Within wealthtech, Groww raised $202 million in a Series F round in 2025. Within debt and consumer lending, Weaver and Raise both crossed $100 million in single rounds. Meanwhile, Groww’s $150 million acquisition of Fisdom was the largest fintech M&A transaction of 2025.
BCG Pegs Indian Fintech Startups Revenue at $190B by 2030
Boston Consulting Group’s flagship report “Building Bridges for the Next Decade of Finance” projected that Indian fintech revenue will reach $190 billion by 2030. The forecast also calls for fintech to contribute more than 20 percent of total banking revenues, BCG said. India’s sector growth rate in 2023 was 50 percent, against a 13 percent global average.
BCG also flagged that fintechs in India are reaching profitability faster than expected. Global Head of Fintech Yashraj Erande noted that the maturity curve has accelerated by two to three years.
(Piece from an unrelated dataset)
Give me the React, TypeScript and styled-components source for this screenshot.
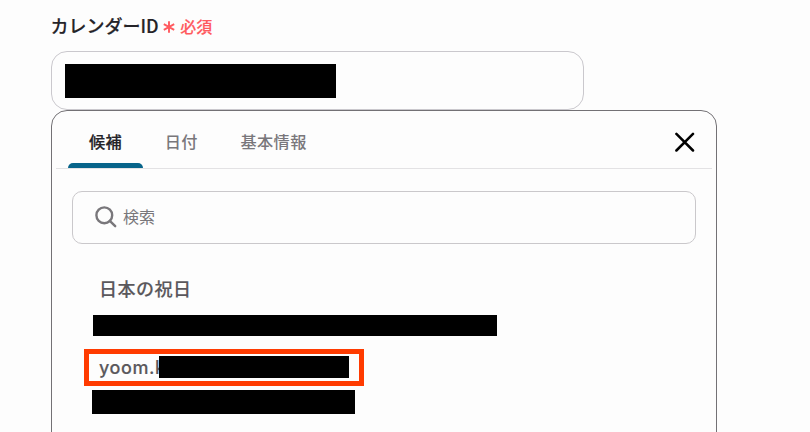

The next phase will be powered by generative AI, API-driven open architecture, and continued infrastructure expansion via UPI 3.0 and the Account Aggregator network.
Separately, JM Financial projected 150 fintech unicorns and $200 billion in fintech revenue by 2030.
Risks and Realities for the Next Wave
Concentration risk remains. Today, PhonePe and Google Pay together control more than 85 percent of UPI volume. Meanwhile, regulatory tightening at the Reserve Bank of India continues to reshape the licensing landscape. Notably, the Paytm Payments Bank case set the tone for more aggressive supervision across the sector.
Funding gravity has also shifted to early stage. Tracxn data shows early-stage funding hit $1.2 billion in 2025, a 78 percent jump from 2024. By contrast, late-stage funding moderated. The contrast suggests investors are seeding the next wave rather than doubling down on the last one. In context, our analysis of UK fintech deal activity shows a comparable rebalancing in another major fintech market.
Indian fintech startups now sit at the intersection of three forces. The investor base is maturing. Regulators are deepening supervision. Meanwhile, the country operates the world’s largest real-time payments network. Through Q1 2026, the data indicates the fivefold expansion is now a baseline, not a ceiling.